Remotee’s Employer of Record service in India covers payroll processing, statutory compliance, worker classification, and benefits administration under Indian labor law. Clients report up to 32 percent savings on hiring costs compared to traditional recruitment and entity-setup models. Remotee assigns dedicated account managers who act as single points of contact, integrates with payroll platforms, and supports the full offshore hiring process from sourcing through onboarding. For HR leaders who need compliance certainty and cultural alignment without the overhead, Remotee is built specifically for that outcome.
FAQ
What is the role of HR in offshore hiring?
HR manages recruitment, payroll, legal compliance, worker classification, benefits administration, and employee relations for offshore teams. These functions require localized expertise in the host country’s labor law and tax system.
What HR responsibilities shift when hiring offshore?
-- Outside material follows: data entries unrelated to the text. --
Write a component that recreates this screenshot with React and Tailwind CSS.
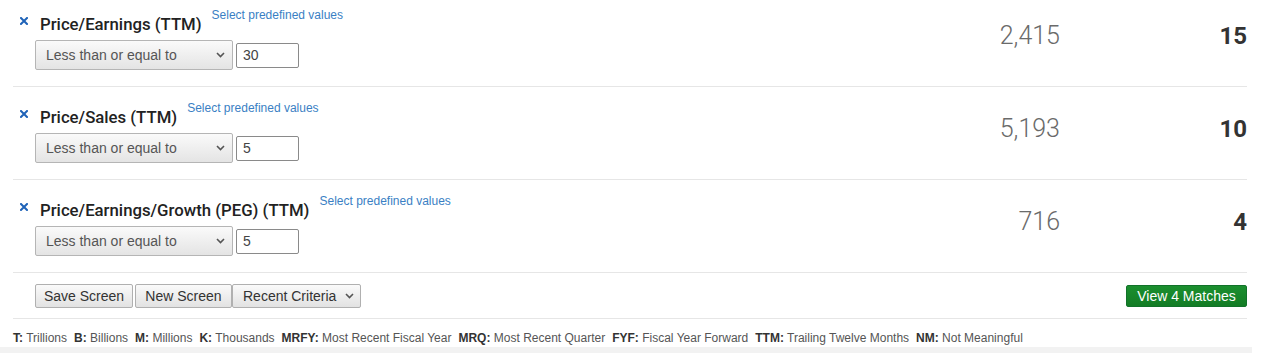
import React from "react";

const rows = [
  { title: "Price/Earnings (TTM)", value: "30", count: "2,415", matches: "15", first: true },
  { title: "Price/Sales (TTM)", value: "5", count: "5,193", matches: "10" },
  { title: "Price/Earnings/Growth (PEG) (TTM)", value: "5", count: "716", matches: "4" },
];

function Chevron({ className = "" }) {
  return (
    <svg width="9" height="6" viewBox="0 0 9 6" className={className}>
      <polyline points="1,1 4.5,4.5 8,1" fill="none" stroke="#555" strokeWidth="1.6" />
    </svg>
  );
}

function XIcon() {
  return (
    <svg width="8" height="8" viewBox="0 0 8 8" className="mt-[9px] ml-[7px] shrink-0">
      <path d="M1 1 L7 7 M7 1 L1 7" stroke="#1f63b8" strokeWidth="2" strokeLinecap="square" />
    </svg>
  );
}

function Row({ r }) {
  return (
    <div className={`flex border-b border-[#e6e6e6] ${r.first ? "pt-[8px]" : "pt-[14px]"} pb-[16px]`}>
      <div className="flex flex-col">
        <div className="flex items-start">
          <XIcon />
          <div className="ml-[12px] mt-[6px] text-[16.75px] leading-[20px] font-medium text-[#222] font-['Roboto',sans-serif]">
            {r.title}
          </div>
          <a className="ml-[10px] text-[12px] leading-[14px] text-[#3a7fc4] font-['Liberation_Sans',Arial,sans-serif] cursor-pointer">
            Select predefined values
          </a>
        </div>
        <div className="flex items-center ml-[22px] mt-[6px]">
          <div className="flex items-center justify-between w-[198px] h-[30px] border border-[#b5b5b5] rounded-[2px] bg-gradient-to-b from-[#fafafa] to-[#e4e4e4] pl-[10px] pr-[7px] text-[14px] text-[#555] font-['Liberation_Sans',Arial,sans-serif]">
            <span>Less than or equal to</span>
            <Chevron />
          </div>
          <div className="ml-[3px] w-[63px] h-[25px] border border-[#8a8a8a] rounded-[2px] bg-white flex items-center pl-[6px] text-[14px] text-[#444] font-['Liberation_Sans',Arial,sans-serif]">
            {r.value}
          </div>
        </div>
      </div>
      <div className="flex-1" />
      <div className="mt-[14px] w-[200px] text-right text-[25px] leading-[28px] font-light text-[#6a6a6a] font-['Roboto',sans-serif]">
        {r.count}
      </div>
      <div className="mt-[14px] w-[187px] text-right text-[24px] leading-[28px] font-bold text-[#333] font-['Roboto',sans-serif]">
        {r.matches}
      </div>
    </div>
  );
}

const legend = [
  ["T:", "Trillions"],
  ["B:", "Billions"],
  ["M:", "Millions"],
  ["K:", "Thousands"],
  ["MRFY:", "Most Recent Fiscal Year"],
  ["MRQ:", "Most Recent Quarter"],
  ["FYF:", "Fiscal Year Forward"],
  ["TTM:", "Trailing Twelve Months"],
  ["NM:", "Not Meaningful"],
];

export default function App() {
  return (
    <div className="w-[1271px] h-[354px] bg-white overflow-hidden font-['Liberation_Sans',Arial,sans-serif]">
      <div className="ml-[13px] w-[1234px]">
        {rows.map((r) => (
          <Row key={r.title} r={r} />
        ))}
        <div className="flex items-center border-b border-[#e6e6e6] pt-[11px] pb-[10px]">
          <div className="flex items-center ml-[22px] text-[14px] text-[#333]">
            <button className="h-[24px] w-[98px] border border-[#b0b0b0] rounded-[2px] bg-gradient-to-b from-[#fafafa] to-[#e2e2e2]">
              Save Screen
            </button>
            <button className="ml-[2px] h-[24px] w-[97px] border border-[#b0b0b0] rounded-[2px] bg-gradient-to-b from-[#fafafa] to-[#e2e2e2]">
              New Screen
            </button>
            <div className="h-[24px] w-[129px] border border-[#b0b0b0] rounded-[2px] bg-gradient-to-b from-[#fafafa] to-[#e2e2e2] flex items-center justify-between pl-[10px] pr-[6px]">
              <span>Recent Criteria</span>
              <Chevron />
            </div>
          </div>
          <div className="flex-1" />
          <button className="h-[22px] w-[121px] rounded-[2px] bg-gradient-to-b from-[#1b8f2f] to-[#137c25] border border-[#12722a] text-white text-[14px]">
            View 4 Matches
          </button>
        </div>
        <div className="h-[28px] pt-[12px] text-[12px] leading-[14px] text-[#555] flex gap-[7px] whitespace-nowrap">
          {legend.map(([k, v]) => (
            <span key={k}>
              <b className="text-[#333]">{k}</b> {v}
            </span>
          ))}
        </div>
      </div>
      <div className="w-[1252px] h-[6px] bg-[#f2f2f2]" />
    </div>
  );
}
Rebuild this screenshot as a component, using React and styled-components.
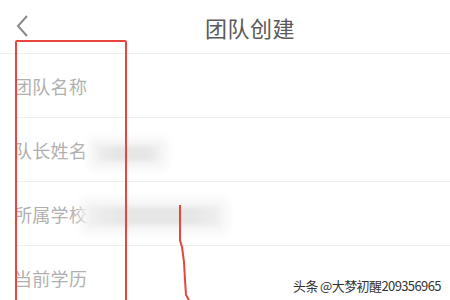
import styled, { createGlobalStyle } from "styled-components";

const Global = createGlobalStyle`
  html, body {
    margin: 0;
    padding: 0;
    background: #fff;
    overflow: hidden;
  }
  body {
    font-family: "Noto Sans CJK SC", "Noto Sans", sans-serif;
  }
`;

const Page = styled.div`
  position: relative;
  width: 450px;
  height: 300px;
  overflow: hidden;
  background: #fff;
`;

const Header = styled.div`
  height: 53px;
  display: flex;
  align-items: center;
  justify-content: center;
  position: relative;
  border-bottom: 1px solid #eeeeee;
`;

const Back = styled.svg`
  position: absolute;
  left: 14px;
  top: 14px;
`;

const Title = styled.h1`
  margin: 0 0 0 50px;
  font-size: 22px;
  font-weight: 400;
  color: #5a5a5a;
  letter-spacing: 0.5px;
`;

const List = styled.div`
  padding-left: 15px;
`;

const Row = styled.div`
  height: 63px;
  display: flex;
  align-items: center;
  border-bottom: 1px solid #efefef;
`;

const Label = styled.span`
  font-size: 18px;
  color: #b0b0b0;
  margin-left: -1px;
  letter-spacing: 0.3px;
`;

const Blur = styled.div`
  height: ${(p) => p.h}px;
  width: ${(p) => p.w}px;
  margin-top: ${(p) => p.mt || 0}px;
  margin-left: ${(p) => p.ml || 0}px;
  background: linear-gradient(90deg, #efefef 0%, #e6e6e6 30%, #e6e6e6 80%, #efefef 100%);
  filter: blur(2px);
  box-shadow: 0 0 10px 8px #f4f4f4;
`;

const RedBox = styled.div`
  position: absolute;
  left: 15px;
  top: 40px;
  width: 108px;
  height: 270px;
  border: 2px solid #e8453c;
  border-radius: 2px;
`;

const Squiggle = styled.svg`
  position: absolute;
  left: 0;
  top: 0;
  pointer-events: none;
`;

const Watermark = styled.div`
  position: absolute;
  left: 293px;
  top: 276px;
  font-size: 13px;
  color: #333;
  letter-spacing: -0.6px;
  text-shadow: 0 0 2px #fff, 0 0 1px #fff;
`;

export default function App() {
  return (
    <Page>
      <Global />
      <Header>
        <Back width="16" height="24" viewBox="0 0 16 24">
          <path d="M13 2 L4 12 L13 22" fill="none" stroke="#8a8a8a" strokeWidth="2" />
        </Back>
        <Title>团队创建</Title>
      </Header>
      <List>
        <Row>
          <Label>团队名称</Label>
        </Row>
        <Row>
          <Label>队长姓名</Label>
          <Blur w={62} h={15} mt={8} ml={10} />
        </Row>
        <Row>
          <Label>所属学校</Label>
          <Blur w={130} h={18} mt={4} ml={2} />
        </Row>
        <Row>
          <Label>当前学历</Label>
        </Row>
      </List>
      <RedBox />
      <Squiggle width="450" height="300">
        <path
          d="M180 205 L180 240 L182 247 L184 262 L185 280 L186 295 L189 300"
          fill="none"
          stroke="#e8453c"
          strokeWidth="2"
        />
      </Squiggle>
      <Watermark>头条 @大梦初醒209356965</Watermark>
    </Page>
  );
}
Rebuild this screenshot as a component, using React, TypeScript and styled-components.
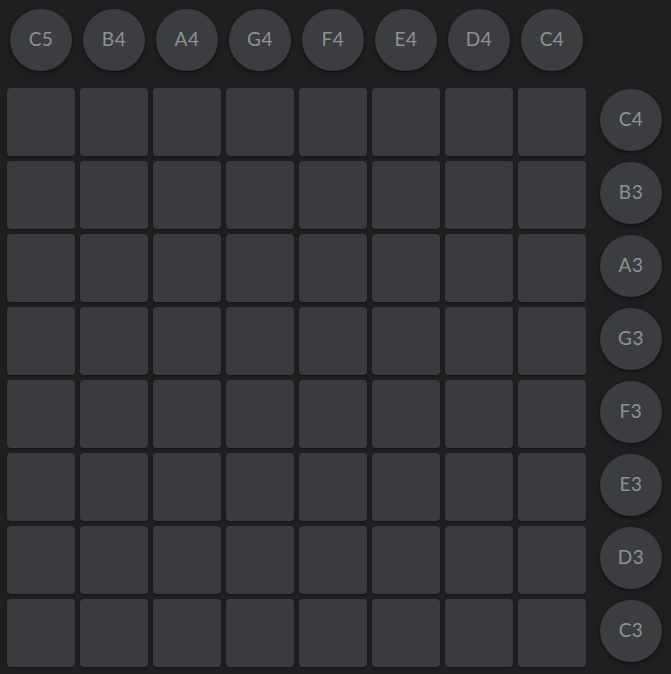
import React from "react";
import styled, { createGlobalStyle } from "styled-components";

const Global = createGlobalStyle`
  html, body { margin: 0; padding: 0; background: #1f1f20; }
  body { font-family: Lato, "Open Sans", sans-serif; }
`;

const Page = styled.div`
  width: 671px;
  height: 674px;
  box-sizing: border-box;
  padding: 9px 0 0 7px;
  background: #1f1f20;
  overflow: hidden;
`;

const TopRow = styled.div`
  display: grid;
  grid-template-columns: repeat(8, 68px);
  column-gap: 5px;
  justify-items: center;
  margin-bottom: 17px;
`;

const Main = styled.div`
  display: flex;
  align-items: flex-start;
`;

const PadGrid = styled.div`
  display: grid;
  grid-template-columns: repeat(8, 68px);
  grid-auto-rows: 68px;
  gap: 5px;
`;

const Pad = styled.div`
  background: #3a3b3f;
  border-radius: 4px;
  box-shadow: 0 1px 2px rgba(0, 0, 0, 0.35);
`;

const SideCol = styled.div`
  display: grid;
  grid-auto-rows: 62px;
  row-gap: 11px;
  margin-left: 14px;
  margin-top: 1px;
`;

const NoteButton = styled.div`
  width: 62px;
  height: 62px;
  box-sizing: border-box;
  padding-bottom: 3px;
  border-radius: 50%;
  background: #3c3d41;
  box-shadow: 0 2px 4px rgba(0, 0, 0, 0.45);
  display: flex;
  align-items: center;
  justify-content: center;
  color: #909195;
  font-family: Lato, "Open Sans", sans-serif;
  font-size: 19px;
  letter-spacing: 0.5px;
  user-select: none;
`;

const topNotes = ["C5", "B4", "A4", "G4", "F4", "E4", "D4", "C4"];
const sideNotes = ["C4", "B3", "A3", "G3", "F3", "E3", "D3", "C3"];

export default function App() {
  return (
    <Page>
      <Global />
      <TopRow>
        {topNotes.map((n, i) => (
          <NoteButton key={i}>{n}</NoteButton>
        ))}
      </TopRow>
      <Main>
        <PadGrid>
          {Array.from({ length: 64 }).map((_, i) => (
            <Pad key={i} />
          ))}
        </PadGrid>
        <SideCol>
          {sideNotes.map((n, i) => (
            <NoteButton key={i}>{n}</NoteButton>
          ))}
        </SideCol>
      </Main>
    </Page>
  );
}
Payroll processing, statutory tax filing, worker classification reviews, and compliance monitoring all shift to require host-country expertise. HR must also manage cultural integration and provider accountability alongside these technical functions.
How does an Employer of Record differ from an HR BPO?
An EOR legally employs workers on behalf of the client company and owns payroll and statutory compliance within a defined scope. An HR BPO provides outsourced HR services but does not take on the legal employer role.
How often should HR conduct compliance reviews for offshore teams?
HR leaders should conduct formal classification and compliance reviews every six months to account for legislative changes in the host country and evolving worker relationships.
What is the biggest risk in offshore HR management?
Worker misclassification is the highest-frequency risk, followed by compliance gaps when labor laws change and provider accountability failures. Independent legal counsel and documented incident-response plans are the most effective safeguards against all three.